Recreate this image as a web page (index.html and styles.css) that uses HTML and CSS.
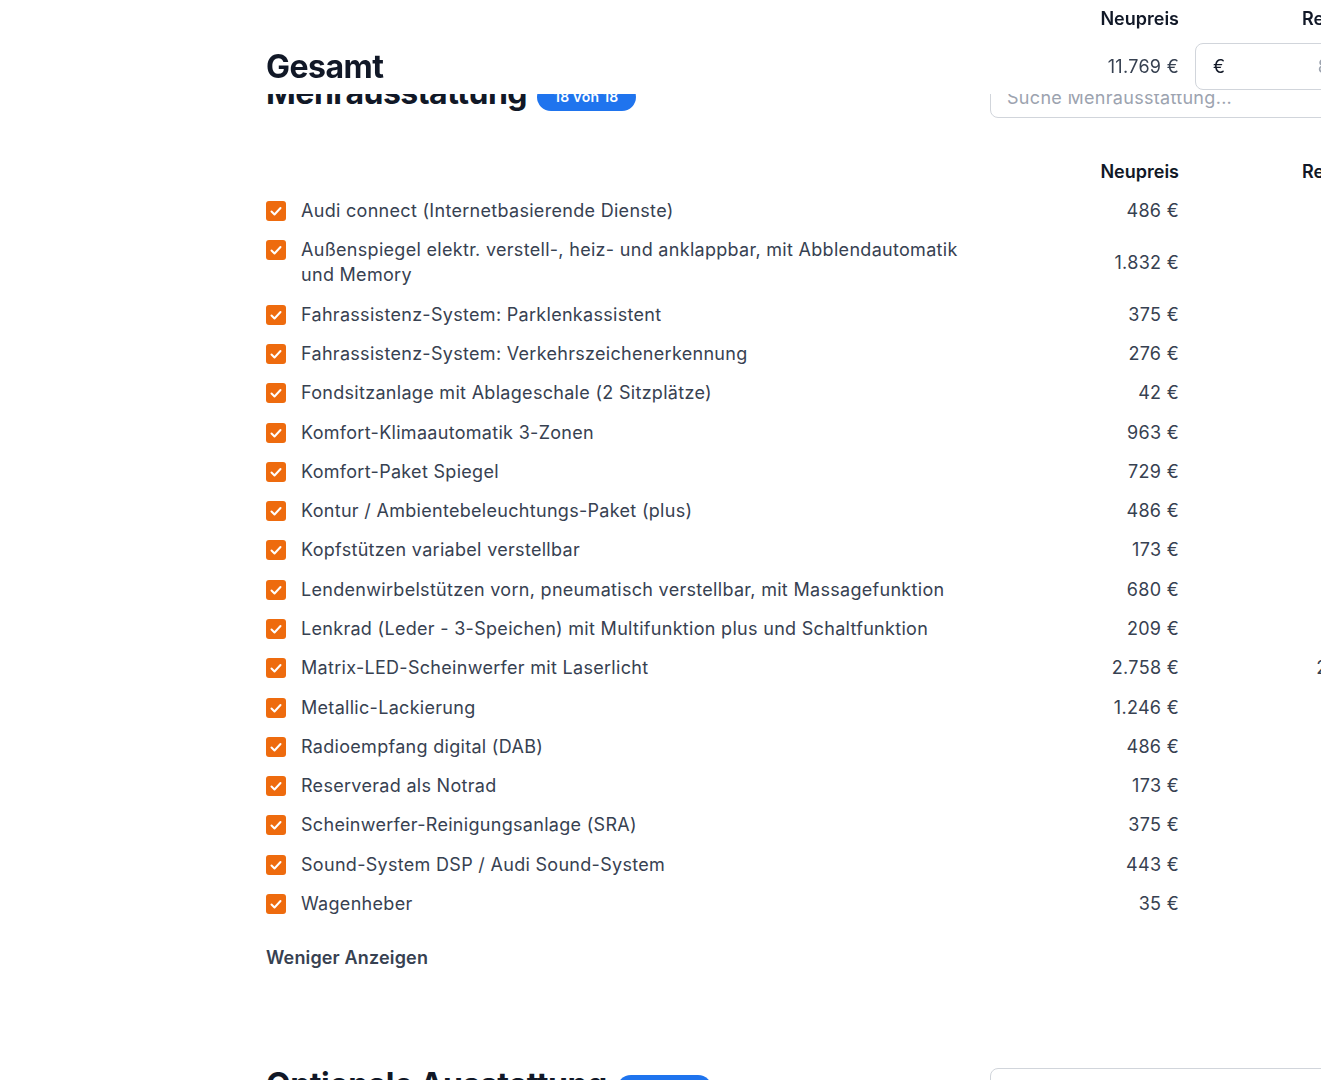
FILE: index.html
```html
<!DOCTYPE html>
<html lang="de">
<head>
<meta charset="utf-8">
<title>Ausstattung</title>
<link rel="stylesheet" href="styles.css">
</head>
<body>
<header class="sticky-head">
  <div class="cols col-labels">
    <div></div>
    <div class="col-label">Neupreis</div>
    <div class="col-label">Restwert</div>
  </div>
  <div class="cols total-row">
    <h1 class="total-title">Gesamt</h1>
    <div class="price">11.769 €</div>
    <label class="money-input"><span class="money-sign">€</span><input type="text" placeholder="8.827"></label>
  </div>
</header>

<main class="page">
  <section class="block">
    <div class="block-head">
      <h2 class="block-title">Mehrausstattung<span class="badge">18 von 18</span></h2>
      <input class="search" type="text" placeholder="Suche Mehrausstattung...">
    </div>
    <div class="cols col-labels table-head">
      <div></div>
      <div class="col-label">Neupreis</div>
      <div class="col-label">Restwert</div>
    </div>
    <ul class="rows">
      <li class="cols row"><div class="item"><span class="check"><svg viewBox="0 0 20 20"><path d="M5.5 10.5l3 3 6-6.5"/></svg></span><span class="name">Audi connect (Internetbasierende Dienste)</span></div><div class="price">486 €</div><div class="price">292 €</div></li>
      <li class="cols row"><div class="item"><span class="check"><svg viewBox="0 0 20 20"><path d="M5.5 10.5l3 3 6-6.5"/></svg></span><span class="name">Außenspiegel elektr. verstell-, heiz- und anklappbar, mit Abblendautomatik und Memory</span></div><div class="price">1.832 €</div><div class="price">916 €</div></li>
      <li class="cols row"><div class="item"><span class="check"><svg viewBox="0 0 20 20"><path d="M5.5 10.5l3 3 6-6.5"/></svg></span><span class="name">Fahrassistenz-System: Parklenkassistent</span></div><div class="price">375 €</div><div class="price">225 €</div></li>
      <li class="cols row"><div class="item"><span class="check"><svg viewBox="0 0 20 20"><path d="M5.5 10.5l3 3 6-6.5"/></svg></span><span class="name">Fahrassistenz-System: Verkehrszeichenerkennung</span></div><div class="price">276 €</div><div class="price">166 €</div></li>
      <li class="cols row"><div class="item"><span class="check"><svg viewBox="0 0 20 20"><path d="M5.5 10.5l3 3 6-6.5"/></svg></span><span class="name">Fondsitzanlage mit Ablageschale (2 Sitzplätze)</span></div><div class="price">42 €</div><div class="price">25 €</div></li>
      <li class="cols row"><div class="item"><span class="check"><svg viewBox="0 0 20 20"><path d="M5.5 10.5l3 3 6-6.5"/></svg></span><span class="name">Komfort-Klimaautomatik 3-Zonen</span></div><div class="price">963 €</div><div class="price">578 €</div></li>
      <li class="cols row"><div class="item"><span class="check"><svg viewBox="0 0 20 20"><path d="M5.5 10.5l3 3 6-6.5"/></svg></span><span class="name">Komfort-Paket Spiegel</span></div><div class="price">729 €</div><div class="price">437 €</div></li>
      <li class="cols row"><div class="item"><span class="check"><svg viewBox="0 0 20 20"><path d="M5.5 10.5l3 3 6-6.5"/></svg></span><span class="name">Kontur / Ambientebeleuchtungs-Paket (plus)</span></div><div class="price">486 €</div><div class="price">292 €</div></li>
      <li class="cols row"><div class="item"><span class="check"><svg viewBox="0 0 20 20"><path d="M5.5 10.5l3 3 6-6.5"/></svg></span><span class="name">Kopfstützen variabel verstellbar</span></div><div class="price">173 €</div><div class="price">104 €</div></li>
      <li class="cols row"><div class="item"><span class="check"><svg viewBox="0 0 20 20"><path d="M5.5 10.5l3 3 6-6.5"/></svg></span><span class="name">Lendenwirbelstützen vorn, pneumatisch verstellbar, mit Massagefunktion</span></div><div class="price">680 €</div><div class="price">408 €</div></li>
      <li class="cols row"><div class="item"><span class="check"><svg viewBox="0 0 20 20"><path d="M5.5 10.5l3 3 6-6.5"/></svg></span><span class="name">Lenkrad (Leder - 3-Speichen) mit Multifunktion plus und Schaltfunktion</span></div><div class="price">209 €</div><div class="price">125 €</div></li>
      <li class="cols row"><div class="item"><span class="check"><svg viewBox="0 0 20 20"><path d="M5.5 10.5l3 3 6-6.5"/></svg></span><span class="name">Matrix-LED-Scheinwerfer mit Laserlicht</span></div><div class="price">2.758 €</div><div class="price">2.017 €</div></li>
      <li class="cols row"><div class="item"><span class="check"><svg viewBox="0 0 20 20"><path d="M5.5 10.5l3 3 6-6.5"/></svg></span><span class="name">Metallic-Lackierung</span></div><div class="price">1.246 €</div><div class="price">748 €</div></li>
      <li class="cols row"><div class="item"><span class="check"><svg viewBox="0 0 20 20"><path d="M5.5 10.5l3 3 6-6.5"/></svg></span><span class="name">Radioempfang digital (DAB)</span></div><div class="price">486 €</div><div class="price">292 €</div></li>
      <li class="cols row"><div class="item"><span class="check"><svg viewBox="0 0 20 20"><path d="M5.5 10.5l3 3 6-6.5"/></svg></span><span class="name">Reserverad als Notrad</span></div><div class="price">173 €</div><div class="price">104 €</div></li>
      <li class="cols row"><div class="item"><span class="check"><svg viewBox="0 0 20 20"><path d="M5.5 10.5l3 3 6-6.5"/></svg></span><span class="name">Scheinwerfer-Reinigungsanlage (SRA)</span></div><div class="price">375 €</div><div class="price">225 €</div></li>
      <li class="cols row"><div class="item"><span class="check"><svg viewBox="0 0 20 20"><path d="M5.5 10.5l3 3 6-6.5"/></svg></span><span class="name">Sound-System DSP / Audi Sound-System</span></div><div class="price">443 €</div><div class="price">266 €</div></li>
      <li class="cols row"><div class="item"><span class="check"><svg viewBox="0 0 20 20"><path d="M5.5 10.5l3 3 6-6.5"/></svg></span><span class="name">Wagenheber</span></div><div class="price">35 €</div><div class="price">21 €</div></li>
    </ul>
    <button class="toggle" type="button">Weniger Anzeigen</button>
  </section>

  <section class="block">
    <div class="block-head">
      <h2 class="block-title">Optionale Ausstattung<span class="badge">0 von 24</span></h2>
      <input class="search" type="text" placeholder="Suche Optionale Ausstattung...">
    </div>
  </section>
</main>
</body>
</html>
```

FILE: styles.css
```css
html, body {
  margin: 0;
  padding: 0;
  overflow: hidden;
  background: #ffffff;
}

body {
  font-family: Inter, "Noto Sans", "Liberation Sans", sans-serif;
  color: #374151;
  font-size: 18px;
  letter-spacing: 0.3px;
}

.cols {
  display: grid;
  grid-template-columns: 1fr 140px 185px;
  column-gap: 16px;
  width: 1114px;
}

/* sticky header overlay */
.sticky-head {
  position: fixed;
  top: 0;
  left: 0;
  right: 0;
  z-index: 10;
  background: #ffffff;
  padding: 5px 0 3px 266px;
  height: 86px;
}

.col-labels {
  height: 28px;
  line-height: 28px;
}

.col-label {
  text-align: right;
  font-size: 18px;
  font-weight: 600;
  letter-spacing: 0;
  color: #111827;
  white-space: nowrap;
}

.total-row {
  margin-top: 10px;
  align-items: center;
  height: 47px;
}

.total-title {
  margin: 0;
  font-size: 32px;
  line-height: 40px;
  font-weight: 700;
  letter-spacing: -0.5px;
  color: #111827;
}

.price {
  text-align: right;
  white-space: nowrap;
  color: #374151;
}

.money-input {
  display: flex;
  align-items: center;
  height: 47px;
  box-sizing: border-box;
  border: 1px solid #d1d5db;
  border-radius: 8px;
  padding: 0 12px 0 17px;
}

.money-sign {
  font-size: 18px;
  color: #111827;
}

.money-input input {
  flex: 1;
  min-width: 0;
  border: 0;
  outline: 0;
  font: inherit;
  letter-spacing: 0.3px;
  text-align: right;
  padding: 0;
  background: transparent;
}

.money-input input::placeholder {
  color: #9ca3af;
}

/* page */
.page {
  padding: 73px 0 0 266px;
}

.block {
  width: 1114px;
}

.block + .block {
  margin-top: 95px;
}

.block-head {
  display: flex;
  justify-content: space-between;
  align-items: flex-start;
}

.block-title {
  margin: 0;
  font-size: 32px;
  line-height: 40px;
  font-weight: 700;
  letter-spacing: -0.5px;
  color: #111827;
  white-space: nowrap;
}

.badge {
  display: inline-block;
  vertical-align: 2px;
  margin-left: 10px;
  padding: 4px 17px;
  border-radius: 999px;
  background: #1f74ee;
  color: #ffffff;
  font-size: 14px;
  line-height: 20px;
  font-weight: 600;
  letter-spacing: 0.3px;
}

.search {
  margin-top: 3px;
  width: 390px;
  height: 42px;
  box-sizing: border-box;
  border: 1px solid #d1d5db;
  border-radius: 8px;
  padding: 0 16px;
  font: inherit;
  letter-spacing: 0.3px;
  color: #374151;
  outline: 0;
}

.search::placeholder {
  color: #9ca3af;
}

.table-head {
  margin-top: 40px;
}

.rows {
  list-style: none;
  margin: 5px 0 0;
  padding: 0;
}

.row {
  padding: 7.15px 0;
  line-height: 25px;
  align-items: center;
}

.item {
  display: flex;
  align-items: flex-start;
  gap: 15px;
  max-width: 700px;
}

.check {
  flex: none;
  width: 20px;
  height: 20px;
  margin-top: 3px;
  border-radius: 3px;
  background: #ee6b0e;
  display: flex;
}

.check svg {
  width: 20px;
  height: 20px;
  fill: none;
  stroke: #ffffff;
  stroke-width: 2;
  stroke-linecap: round;
  stroke-linejoin: round;
}

.name {
  color: #374151;
}

.toggle {
  display: block;
  margin-top: 23px;
  padding: 0;
  border: 0;
  background: none;
  font: inherit;
  font-weight: 600;
  letter-spacing: 0.15px;
  line-height: 24px;
  color: #374151;
  cursor: pointer;
}
```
· · · · · · ·
List the lines that contain the word "index".

• Output below
Recreate this image as a web page (index.html and styles.css) that uses HTML and CSS.
FILE: index.html
  z-index: 10;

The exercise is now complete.